Data provided
________________________
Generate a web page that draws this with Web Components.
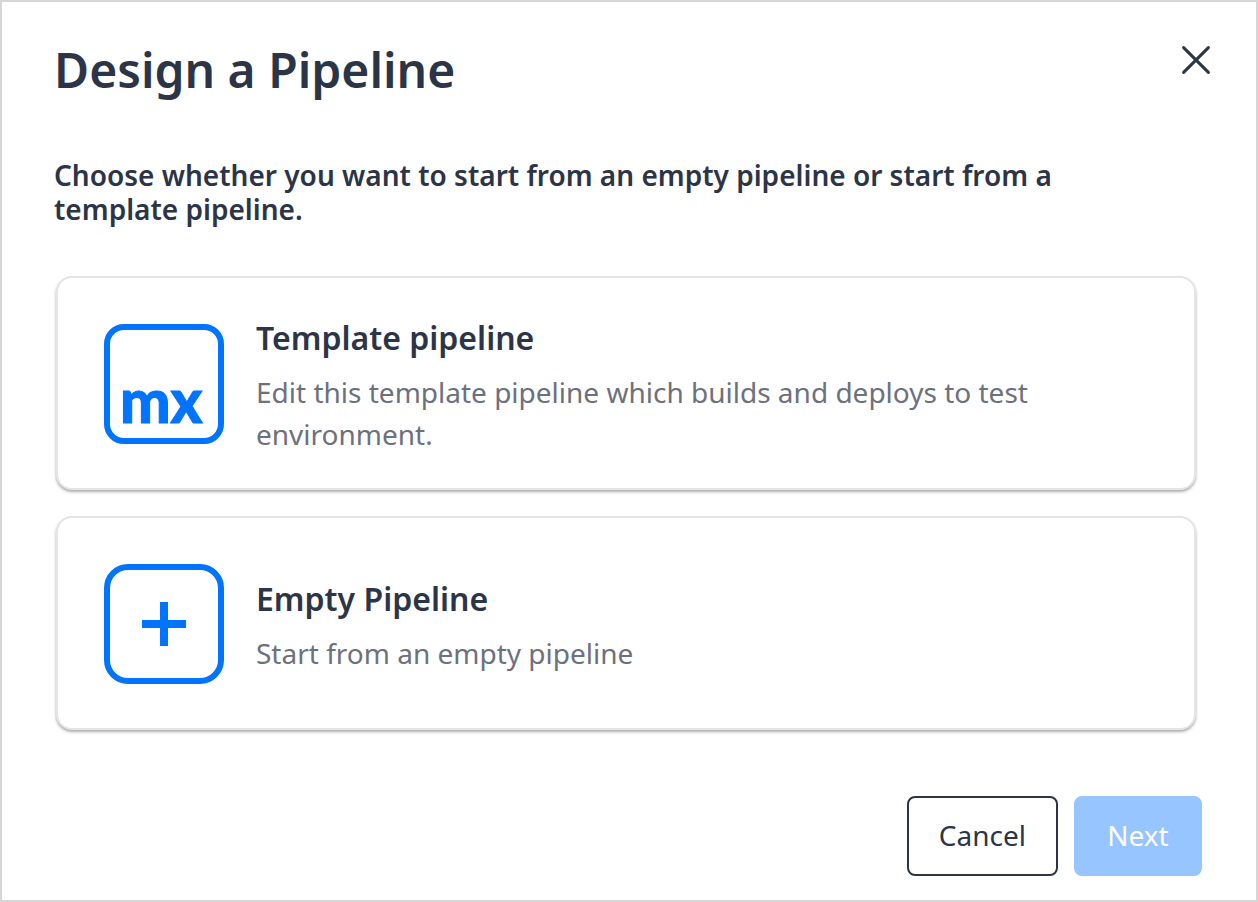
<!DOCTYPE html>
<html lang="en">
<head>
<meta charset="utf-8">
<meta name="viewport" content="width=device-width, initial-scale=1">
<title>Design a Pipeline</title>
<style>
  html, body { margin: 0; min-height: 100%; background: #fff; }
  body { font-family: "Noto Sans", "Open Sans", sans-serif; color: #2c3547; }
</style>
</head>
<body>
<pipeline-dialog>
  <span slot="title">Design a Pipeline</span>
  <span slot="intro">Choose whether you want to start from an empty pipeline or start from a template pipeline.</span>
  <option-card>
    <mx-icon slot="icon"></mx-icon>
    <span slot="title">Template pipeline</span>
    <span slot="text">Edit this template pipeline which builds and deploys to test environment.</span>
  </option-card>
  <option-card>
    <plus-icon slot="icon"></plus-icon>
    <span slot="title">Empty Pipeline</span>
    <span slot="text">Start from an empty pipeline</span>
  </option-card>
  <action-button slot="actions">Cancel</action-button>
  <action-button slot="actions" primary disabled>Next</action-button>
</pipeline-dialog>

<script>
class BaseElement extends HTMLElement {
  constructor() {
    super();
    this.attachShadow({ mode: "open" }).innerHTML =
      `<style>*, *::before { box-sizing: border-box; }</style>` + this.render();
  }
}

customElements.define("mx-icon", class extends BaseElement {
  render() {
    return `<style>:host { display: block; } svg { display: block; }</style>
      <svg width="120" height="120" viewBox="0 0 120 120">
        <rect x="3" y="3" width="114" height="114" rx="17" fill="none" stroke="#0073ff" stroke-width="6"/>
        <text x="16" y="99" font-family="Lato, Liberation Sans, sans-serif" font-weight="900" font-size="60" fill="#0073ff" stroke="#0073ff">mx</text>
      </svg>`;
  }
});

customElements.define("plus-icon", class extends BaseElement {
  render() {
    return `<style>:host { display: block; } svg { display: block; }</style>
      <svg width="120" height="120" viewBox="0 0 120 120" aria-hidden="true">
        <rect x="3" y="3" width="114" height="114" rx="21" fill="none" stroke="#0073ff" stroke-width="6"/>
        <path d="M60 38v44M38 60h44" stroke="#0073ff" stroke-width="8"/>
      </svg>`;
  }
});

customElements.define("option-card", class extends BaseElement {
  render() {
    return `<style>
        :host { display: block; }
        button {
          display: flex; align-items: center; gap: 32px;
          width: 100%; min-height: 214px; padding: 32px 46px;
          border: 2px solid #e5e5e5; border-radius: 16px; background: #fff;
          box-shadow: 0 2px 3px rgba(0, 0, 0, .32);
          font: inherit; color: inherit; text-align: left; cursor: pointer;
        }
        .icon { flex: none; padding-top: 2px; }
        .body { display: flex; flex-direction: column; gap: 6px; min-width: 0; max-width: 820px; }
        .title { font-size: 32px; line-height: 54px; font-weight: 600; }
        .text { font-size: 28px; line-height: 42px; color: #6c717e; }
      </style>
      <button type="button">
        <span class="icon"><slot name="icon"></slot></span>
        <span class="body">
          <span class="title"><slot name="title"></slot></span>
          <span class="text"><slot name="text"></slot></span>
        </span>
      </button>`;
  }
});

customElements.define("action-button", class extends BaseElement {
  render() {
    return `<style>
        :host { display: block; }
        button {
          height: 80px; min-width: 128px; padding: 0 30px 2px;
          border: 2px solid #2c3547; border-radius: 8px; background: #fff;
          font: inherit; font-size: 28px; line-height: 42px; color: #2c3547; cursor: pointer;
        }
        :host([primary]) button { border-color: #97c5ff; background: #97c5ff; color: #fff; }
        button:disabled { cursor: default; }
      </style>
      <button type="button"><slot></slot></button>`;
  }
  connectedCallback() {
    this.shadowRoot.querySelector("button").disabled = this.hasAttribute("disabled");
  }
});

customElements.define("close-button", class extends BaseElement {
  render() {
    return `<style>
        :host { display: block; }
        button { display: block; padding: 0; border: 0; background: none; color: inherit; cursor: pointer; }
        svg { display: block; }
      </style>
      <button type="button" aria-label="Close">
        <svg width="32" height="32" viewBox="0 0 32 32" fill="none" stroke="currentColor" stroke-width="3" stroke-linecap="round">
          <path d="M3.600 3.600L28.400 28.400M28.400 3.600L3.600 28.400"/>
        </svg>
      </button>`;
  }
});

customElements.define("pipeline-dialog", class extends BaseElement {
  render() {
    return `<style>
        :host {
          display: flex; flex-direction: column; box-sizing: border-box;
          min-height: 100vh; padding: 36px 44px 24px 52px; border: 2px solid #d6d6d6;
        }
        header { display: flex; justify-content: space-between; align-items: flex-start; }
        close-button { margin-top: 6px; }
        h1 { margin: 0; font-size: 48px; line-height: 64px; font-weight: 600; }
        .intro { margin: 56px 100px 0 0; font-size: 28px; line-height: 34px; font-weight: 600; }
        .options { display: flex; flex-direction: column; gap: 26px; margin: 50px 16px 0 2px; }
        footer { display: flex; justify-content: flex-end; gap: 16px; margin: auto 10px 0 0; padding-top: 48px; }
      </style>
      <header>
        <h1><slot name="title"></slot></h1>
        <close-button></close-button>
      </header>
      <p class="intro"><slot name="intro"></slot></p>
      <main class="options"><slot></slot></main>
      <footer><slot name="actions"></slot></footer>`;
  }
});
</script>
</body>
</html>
________________________
Aim of the exercise
Are you able to set down all the lines above exactly, without any pictures?

Solution to the problem
Generate a web page that draws this with Web Components.
<!DOCTYPE html>
<html lang="en">
<head>
<meta charset="utf-8">
<meta name="viewport" content="width=device-width, initial-scale=1">
<title>Design a Pipeline</title>
<style>
  html, body { margin: 0; min-height: 100%; background: #fff; }
  body { font-family: "Noto Sans", "Open Sans", sans-serif; color: #2c3547; }
</style>
</head>
<body>
<pipeline-dialog>
  <span slot="title">Design a Pipeline</span>
  <span slot="intro">Choose whether you want to start from an empty pipeline or start from a template pipeline.</span>
  <option-card>
    <mx-icon slot="icon"></mx-icon>
    <span slot="title">Template pipeline</span>
    <span slot="text">Edit this template pipeline which builds and deploys to test environment.</span>
  </option-card>
  <option-card>
    <plus-icon slot="icon"></plus-icon>
    <span slot="title">Empty Pipeline</span>
    <span slot="text">Start from an empty pipeline</span>
  </option-card>
  <action-button slot="actions">Cancel</action-button>
  <action-button slot="actions" primary disabled>Next</action-button>
</pipeline-dialog>

<script>
class BaseElement extends HTMLElement {
  constructor() {
    super();
    this.attachShadow({ mode: "open" }).innerHTML =
      `<style>*, *::before { box-sizing: border-box; }</style>` + this.render();
  }
}

customElements.define("mx-icon", class extends BaseElement {
  render() {
    return `<style>:host { display: block; } svg { display: block; }</style>
      <svg width="120" height="120" viewBox="0 0 120 120">
        <rect x="3" y="3" width="114" height="114" rx="17" fill="none" stroke="#0073ff" stroke-width="6"/>
        <text x="16" y="99" font-family="Lato, Liberation Sans, sans-serif" font-weight="900" font-size="60" fill="#0073ff" stroke="#0073ff">mx</text>
      </svg>`;
  }
});

customElements.define("plus-icon", class extends BaseElement {
  render() {
    return `<style>:host { display: block; } svg { display: block; }</style>
      <svg width="120" height="120" viewBox="0 0 120 120" aria-hidden="true">
        <rect x="3" y="3" width="114" height="114" rx="21" fill="none" stroke="#0073ff" stroke-width="6"/>
        <path d="M60 38v44M38 60h44" stroke="#0073ff" stroke-width="8"/>
      </svg>`;
  }
});

customElements.define("option-card", class extends BaseElement {
  render() {
    return `<style>
        :host { display: block; }
        button {
          display: flex; align-items: center; gap: 32px;
          width: 100%; min-height: 214px; padding: 32px 46px;
          border: 2px solid #e5e5e5; border-radius: 16px; background: #fff;
          box-shadow: 0 2px 3px rgba(0, 0, 0, .32);
          font: inherit; color: inherit; text-align: left; cursor: pointer;
        }
        .icon { flex: none; padding-top: 2px; }
        .body { display: flex; flex-direction: column; gap: 6px; min-width: 0; max-width: 820px; }
        .title { font-size: 32px; line-height: 54px; font-weight: 600; }
        .text { font-size: 28px; line-height: 42px; color: #6c717e; }
      </style>
      <button type="button">
        <span class="icon"><slot name="icon"></slot></span>
        <span class="body">
          <span class="title"><slot name="title"></slot></span>
          <span class="text"><slot name="text"></slot></span>
        </span>
      </button>`;
  }
});

customElements.define("action-button", class extends BaseElement {
  render() {
    return `<style>
        :host { display: block; }
        button {
          height: 80px; min-width: 128px; padding: 0 30px 2px;
          border: 2px solid #2c3547; border-radius: 8px; background: #fff;
          font: inherit; font-size: 28px; line-height: 42px; color: #2c3547; cursor: pointer;
        }
        :host([primary]) button { border-color: #97c5ff; background: #97c5ff; color: #fff; }
        button:disabled { cursor: default; }
      </style>
      <button type="button"><slot></slot></button>`;
  }
  connectedCallback() {
    this.shadowRoot.querySelector("button").disabled = this.hasAttribute("disabled");
  }
});

customElements.define("close-button", class extends BaseElement {
  render() {
    return `<style>
        :host { display: block; }
        button { display: block; padding: 0; border: 0; background: none; color: inherit; cursor: pointer; }
        svg { display: block; }
      </style>
      <button type="button" aria-label="Close">
        <svg width="32" height="32" viewBox="0 0 32 32" fill="none" stroke="currentColor" stroke-width="3" stroke-linecap="round">
          <path d="M3.600 3.600L28.400 28.400M28.400 3.600L3.600 28.400"/>
        </svg>
      </button>`;
  }
});

customElements.define("pipeline-dialog", class extends BaseElement {
  render() {
    return `<style>
        :host {
          display: flex; flex-direction: column; box-sizing: border-box;
          min-height: 100vh; padding: 36px 44px 24px 52px; border: 2px solid #d6d6d6;
        }
        header { display: flex; justify-content: space-between; align-items: flex-start; }
        close-button { margin-top: 6px; }
        h1 { margin: 0; font-size: 48px; line-height: 64px; font-weight: 600; }
        .intro { margin: 56px 100px 0 0; font-size: 28px; line-height: 34px; font-weight: 600; }
        .options { display: flex; flex-direction: column; gap: 26px; margin: 50px 16px 0 2px; }
        footer { display: flex; justify-content: flex-end; gap: 16px; margin: auto 10px 0 0; padding-top: 48px; }
      </style>
      <header>
        <h1><slot name="title"></slot></h1>
        <close-button></close-button>
      </header>
      <p class="intro"><slot name="intro"></slot></p>
      <main class="options"><slot></slot></main>
      <footer><slot name="actions"></slot></footer>`;
  }
});
</script>
</body>
</html>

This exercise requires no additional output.